Shostack + Friends Blog Archive

 

Analyzing The Army's Accidental Test

According to Wired, “Army Practices Poor Data Hygiene on Its New Smartphones, Tablets.” And I think that’s awesome. No, really, not the ironic sort of awesome, but the awesome sort of awesome, because what the Army is doing is a large scale natural experiment in “does it matter?”

Over the next n months, the Pentagon’s IG can compare incidents in the Army to those in the Navy and the Air Force, and see who’s doing better and who’s doing worse. In theory, the branches of the military should all be otherwise roughly equivalent in security practice and culture (compared to, say, Twitter’s corporate culture, or that of Goldman Sachs.)

With that data, they can assess if the compliance standards for smartphones make a difference, and what difference they make.

So I’d like to call on the Army to not remediate any of the findings for 30 or 60 days. I’d like to call on the Pentagon IG to analyze incidents in a comparative way, and let us know what he finds.

Update: I wanted to read the report, which, as it turns out, has been taken offline. (See Consolidated Listing of Reports [link to http://www.dodig.mil/pubs/index.cfm no longer works], which says “Report Number DODIG-2013-060, Improvements Needed With Tracking and Configuring Army Commercial Mobile Devices, issued March 26, 2013, has been temporarily removed from this website pending further review of management comments.”
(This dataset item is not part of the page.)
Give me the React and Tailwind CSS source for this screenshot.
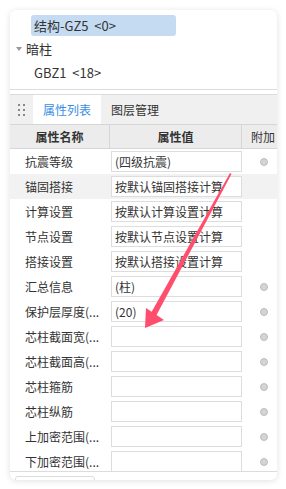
import React from 'react';

const rows = [
  { name: '抗震等级', value: '(四级抗震)', radio: true },
  { name: '锚固搭接', value: '按默认锚固搭接计算', radio: false, active: true },
  { name: '计算设置', value: '按默认计算设置计算', radio: false },
  { name: '节点设置', value: '按默认节点设置计算', radio: false },
  { name: '搭接设置', value: '按默认搭接设置计算', radio: false },
  { name: '汇总信息', value: '(柱)', radio: true },
  { name: '保护层厚度(...', value: '(20)', radio: true },
  { name: '芯柱截面宽(...', value: '', radio: true },
  { name: '芯柱截面高(...', value: '', radio: true },
  { name: '芯柱箍筋', value: '', radio: true },
  { name: '芯柱纵筋', value: '', radio: true },
  { name: '上加密范围(...', value: '', radio: true },
  { name: '下加密范围(...', value: '', radio: true },
];

export default function App() {
  return (
    <div
      className="relative w-[286px] h-[489px] bg-white pt-[10px] pl-[10px] overflow-hidden text-[12px] text-[#333]"
      style={{ fontFamily: '"Microsoft YaHei", "Noto Sans CJK SC", sans-serif' }}
    >
      <div className="w-[267px] h-[470px] bg-white rounded-[6px] shadow-[0_1px_6px_rgba(0,0,0,0.12)] overflow-hidden flex flex-col">
        {/* Tree */}
        <div className="shrink-0 h-[80px] border-b border-[#dcdcdc] flex flex-col text-[13px]">
          <div className="mt-[5px] ml-[21px] w-[145px] h-[21px] rounded-[3px] bg-[#c5dbf1] flex items-center pl-[3px] leading-none whitespace-pre">
            结构-GZ5  &lt;0&gt;
          </div>
          <div className="h-[26px] flex items-center">
            <span className="ml-[6px] w-0 h-0 border-l-[3px] border-r-[3px] border-t-[4px] border-l-transparent border-r-transparent border-t-[#999]" />
            <span className="ml-[4px]">暗柱</span>
          </div>
          <div className="h-[21px] flex items-center pl-[24px] whitespace-pre">GBZ1  &lt;18&gt;</div>
        </div>
        <div className="shrink-0 h-[5px] border-b border-[#dcdcdc]" />

        {/* Tabs */}
        <div className="shrink-0 h-[29px] bg-[#f0f0f0] flex items-stretch">
          <div className="w-[23px] flex items-center justify-center">
            <div className="grid grid-cols-2 gap-x-[3px] gap-y-[3px]">
              {Array.from({ length: 6 }).map((_, i) => (
                <span key={i} className="w-[2px] h-[2px] bg-[#888]" />
              ))}
            </div>
          </div>
          <div className="w-[68px] bg-white flex items-center justify-center text-[#3a8ee6]">属性列表</div>
          <div className="flex items-center pl-[10px]">图层管理</div>
        </div>

        {/* Header */}
        <div className="shrink-0 h-[25px] bg-[#ececec] border-t border-b border-[#d6d6d6] flex font-bold">
          <div className="w-[100px] border-r border-[#d6d6d6] flex items-center justify-center">属性名称</div>
          <div className="w-[132px] border-r border-[#d6d6d6] flex items-center justify-center">属性值</div>
          <div className="flex-1 flex items-center pl-[9px] font-normal whitespace-nowrap overflow-hidden">附加</div>
        </div>

        {/* Rows */}
        <div className="shrink-0 h-[323px] overflow-hidden border-b border-[#dcdcdc]">
          {rows.map((r) => (
            <div key={r.name} className={`h-[25px] flex items-center ${r.active ? 'bg-[#f2f2f2]' : ''}`}>
              <div className="w-[101px] pl-[15px] whitespace-nowrap overflow-hidden">{r.name}</div>
              <div className="w-[131px] h-[21px] bg-white border border-[#dddddd] flex items-center pl-[3px] whitespace-nowrap overflow-hidden">
                {r.value}
              </div>
              <div className="flex-1 flex justify-center pl-[8px]">
                {r.radio && <span className="w-[8px] h-[8px] rounded-full bg-[#d4d4d4] border border-[#bdbdbd]" />}
              </div>
            </div>
          ))}
        </div>

        <div className="flex-1 pl-[5px] pt-[4px]">
          <div className="w-[80px] h-[20px] border border-[#dcdcdc] rounded-[3px]" />
        </div>
      </div>

      {/* Annotation arrow */}
      <svg className="absolute left-0 top-0 pointer-events-none" width="286" height="489" viewBox="0 0 286 489">
        <polygon points="230,173 231.5,174 156,316 151,313" fill="#ff4d6d" />
        <polygon points="145,328 146,308 164,320" fill="#ff4d6d" />
      </svg>
    </div>
  );
}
However, based on the Wired article, this is not a report about breaches or bad outcomes, it’s a story about controls and control objectives.

Spending time or money on those controls may or may not make sense. Without information about the outcomes experienced without those controls, the efficacy of the controls is a matter of opinion and conjecture.

Further, spending time or money on those controls is at odds with other things. For example, the Army might choose to spend 30 minutes training every soldier to password lock their device, or they could spend that 30 minutes on additional first aid training, or Pashtun language, or some other skill that they might, for whatever reason, want soldiers to have.

It’s well past time to stop focusing on controls for the sake of controls, and start testing our ideas. No organization can afford to implement every idea. The Army, the Pentagon IG and other agencies may have a perfect opportunity to test these controls. To not do so would be tragic.

[/update]

One comment on "Analyzing The Army's Accidental Test"

  • Peter says:

    The problem here is the Army doesn’t get to choose on many of these controls, especially the OPM or DOD mandates. While FISMA does give some authority to the Agency Heads (and that Sec Def, not Army Chief), it is not carte blanche. For example, OPM via NARA mandates all CUI data (PII/BUI/FOUO/etc) be protected with FDE using a FIPS 140-2 approved solution on mobile devices. While the Agency Head can deviate from this, it requires notification and publication in the Federal Register which hasn’t been done.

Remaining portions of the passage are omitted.